Doctor of Philosophy (PhD)



Document Type



Volatile organic compounds (VOCs) are prevalent in everyday life, ranging from household chemicals, naturally occurring scents from common plants and animals, to industrial-scale chemicals. Many of these VOCs are known to cause adverse health and environmental effects and require regulation to prevent pollution. Detecting VOCs plays a critical role in food quality control, environmental quality control, medical diagnostics, and explosives detection. Thus, development of adequate sensing devices for detection and discrimination of VOCs is of great importance. In recent years, use of quartz crystal microbalance (QCM) based sensor arrays for analyses of VOCs has attracted significant interest. Detection of VOCs using QCM-based sensors is dependent upon coating materials; hence, development of suitable coating materials is also of great importance. Over the years, QCM-based sensors have provided great promise for detecting VOCs; however, they have not provided this same potential for discrimination between different VOCs. Thus, this dissertation is focused on development of reusable QCM-based sensor arrays for detection and discrimination of VOCs using ionic liquids (ILs) and a group of uniform materials based on organic salts (GUMBOS) as coating materials. GUMBOS and ILs are similar classes of ionic materials, where GUMBOS represent solid phase organic salts with melting points between 25°C and 250°C, while ILs are organic salts with melting points below 100°C and are typically liquid at room temperature.

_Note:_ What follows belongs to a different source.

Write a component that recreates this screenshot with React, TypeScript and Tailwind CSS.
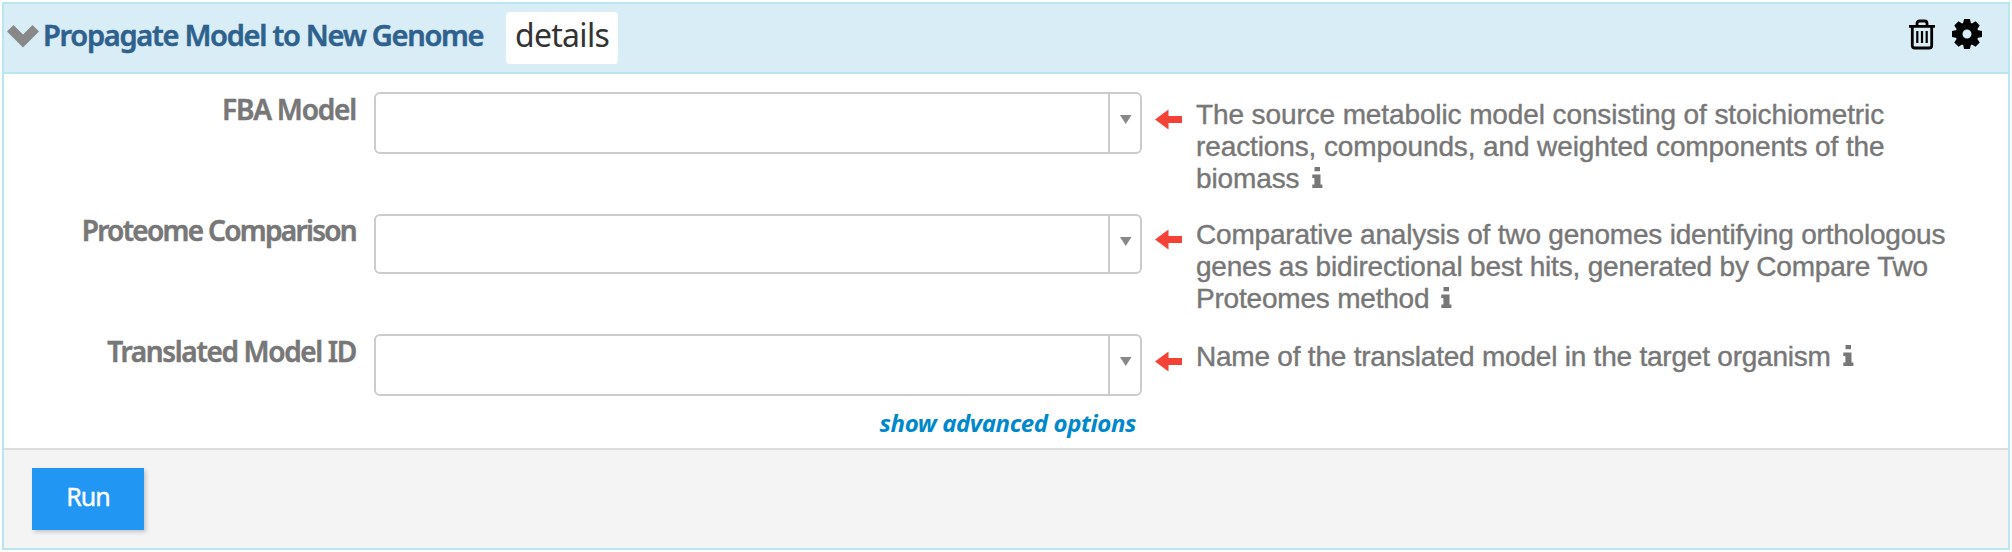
import React from "react";

const rows = [
  {
    label: "FBA Model",
    hint: ["The source metabolic model consisting of stoichiometric", "reactions, compounds, and weighted components of the", "biomass"],
    row: "h-[122px]",
    field: "h-[62px]",
    labelPos: "tracking-[-1.2px]",
    caret: "mt-[21px]",
    arrow: "mt-[17px]",
    hintPos: "mt-[7px] tracking-[-0.11px]",
  },
  {
    label: "Proteome Comparison",
    hint: ["Comparative analysis of two genomes identifying orthologous", "genes as bidirectional best hits, generated by Compare Two", "Proteomes method"],
    row: "h-[120px]",
    field: "h-[60px]",
    labelPos: "-mt-px tracking-[-1.7px]",
    caret: "mt-[21px]",
    arrow: "mt-[15px]",
    hintPos: "mt-[5px] tracking-[-0.2px]",
  },
  {
    label: "Translated Model ID",
    hint: ["Name of the translated model in the target organism"],
    row: "h-[62px]",
    field: "h-[62px]",
    labelPos: "tracking-[-1.35px]",
    caret: "mt-[21px]",
    arrow: "mt-[17px]",
    hintPos: "mt-[7px] tracking-[-0.22px]",
  },
];

function InfoIcon() {
  return (
    <svg className="ml-[12px] inline-block align-baseline" width="11" height="21" viewBox="0 0 11 21" fill="#777">
      <path d="M2.500 0h5.5v4.3H2.500zM0.3 7.500h8.2v10H10.400V21H0.300V17.500H2.400V11H0.300z" />
    </svg>
  );
}

function Trash() {
  return (
    <svg width="26" height="31" viewBox="0 0 26 31" fill="none" stroke="#000" strokeWidth="2.8">
      <path d="M0 7.300H26M8 7V4.500Q8 2 10.500 2H15.500Q18 2 18 4.500V7M3.300 7V26.500Q3.300 29 6 29H20Q22.700 29 22.700 26.500V7" />
      <path d="M8.300 12V24M13 12V24M17.700 12V24" strokeWidth="2.2" />
    </svg>
  );
}

function Gear() {
  const teeth = [0, 45, 90, 135, 180, 225, 270, 315];
  return (
    <svg width="30" height="30" viewBox="-15 -15 30 30">
      <circle r="8" fill="none" stroke="#000" strokeWidth="7" />
      {teeth.map((a) => (
        <path key={a} d="M-4 -10L-3 -15H3L4 -10z" transform={`rotate(${a})`} />
      ))}
    </svg>
  );
}

export default function App() {
  return (
    <div className="h-[552px] w-[2012px] bg-white p-[2px] font-['Noto_Sans',sans-serif]">
      <div className="flex h-[548px] w-[2008px] flex-col border-2 border-[#b9e7ef]">
        <header className="flex h-[70px] shrink-0 items-start border-b-2 border-[#b9e7ef] bg-[#d9edf7]">
          <svg className="ml-[3px] mt-[21px] shrink-0" width="32" height="23" viewBox="0 0 32 23" fill="#888">
            <path d="M0 6.500L6.500 0L16 9.500L25.500 0L32 6.500L16 22.500z" />
          </svg>
          <h1 className="ml-[4px] mt-[12px] w-[463px] whitespace-nowrap text-[29px] leading-[38px] font-semibold tracking-[-1.28px] text-[#2e618d] [-webkit-text-stroke:0.5px_#2e618d]">
            Propagate Model to New Genome
          </h1>
          <button className="mt-[8px] h-[52px] w-[112px] whitespace-nowrap rounded-[4px] bg-white pb-[6px] text-[32px] leading-[46px] tracking-[-0.7px] text-[#333]">
            details
          </button>
          <div className="ml-auto mr-[26px] flex gap-[17px] pt-[15px]">
            <Trash />
            <Gear />
          </div>
        </header>

        <main className="flex h-[374px] shrink-0 flex-col pt-[18px]">
          {rows.map((r) => (
            <div key={r.label} className={`flex items-start ${r.row}`}>
              <label className={`w-[352px] whitespace-nowrap text-right text-[28px] leading-[34px] font-semibold text-[#777] [-webkit-text-stroke:0.5px_#777] ${r.labelPos}`}>
                {r.label}
              </label>
              <div className={`ml-[18px] flex w-[768px] shrink-0 rounded-[6px] border-2 border-[#ccc] bg-white ${r.field}`}>
                <div className="flex-1" />
                <div className="w-[32px] border-l-2 border-[#ccc] pl-[10px]">
                  <svg className={r.caret} width="12" height="9" viewBox="0 0 12 9" fill="#888">
                    <path d="M0 0H11.500L5.750 9z" />
                  </svg>
                </div>
              </div>
              <svg className={`ml-[13px] shrink-0 ${r.arrow}`} width="27" height="21" viewBox="0 0 27 21" fill="#f44336">
                <path d="M0 10.500L13.500 0.500V7H27V14H13.500V20.500z" />
              </svg>
              <p className={`ml-[14px] whitespace-nowrap font-['Liberation_Sans',sans-serif] text-[28px] leading-[32px] text-[#777] [-webkit-text-stroke:0.4px_#777] ${r.hintPos}`}>
                {r.hint.map((line, i) => (
                  <span key={line} className="block">
                    {line}
                    {i === r.hint.length - 1 && <InfoIcon />}
                  </span>
                ))}
              </p>
            </div>
          ))}
          <div className="mt-[10px] w-[1132px] text-right text-[24px] leading-[34px] font-bold italic tracking-[-0.4px] text-[#0088cc]">
            show advanced options
          </div>
        </main>

        <footer className="flex-1 border-t-2 border-[#ddd] bg-[#f4f4f4] pl-[28px] pt-[18px]">
          <button className="block h-[62px] w-[112px] bg-[#2196f3] pb-[4px] text-[25px] tracking-[-1px] text-white shadow-[2px_2px_4px_rgba(0,0,0,0.2)] [-webkit-text-stroke:0.4px_#fff]">
            Run
          </button>
        </footer>
      </div>
    </div>
  );
}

Within this dissertation the synthesis and characterization of novel ILs and GUMBOS are discussed. Moreover, composite materials using IL-polymer blends are also presented. Vapor sensing properties of all ILs, GUMBOS, and composites were evaluated for use as coating materials in sensor arrays for detection and discrimination towards a wide range of VOCs. Two different sensor array schemes, multisensor array (MSA) and virtual sensor array (VSA), are described and examined throughout this dissertation. Finally, statistical techniques, such as principal component analysis (PCA) and discriminant analysis (DA), were used to develop predictive models to quantify the accuracy of MSAs and VSAs.

The first reports of a QCM-based MSA to discriminate VOCs by classes, and a QCM-based VSA for discrimination of closely related chlorinated VOCs are presented within this dissertation. Overall, these studies demonstrate capabilities of QCM-based vapor sensor arrays with ionic coating materials for accurate discrimination and detection of VOCs.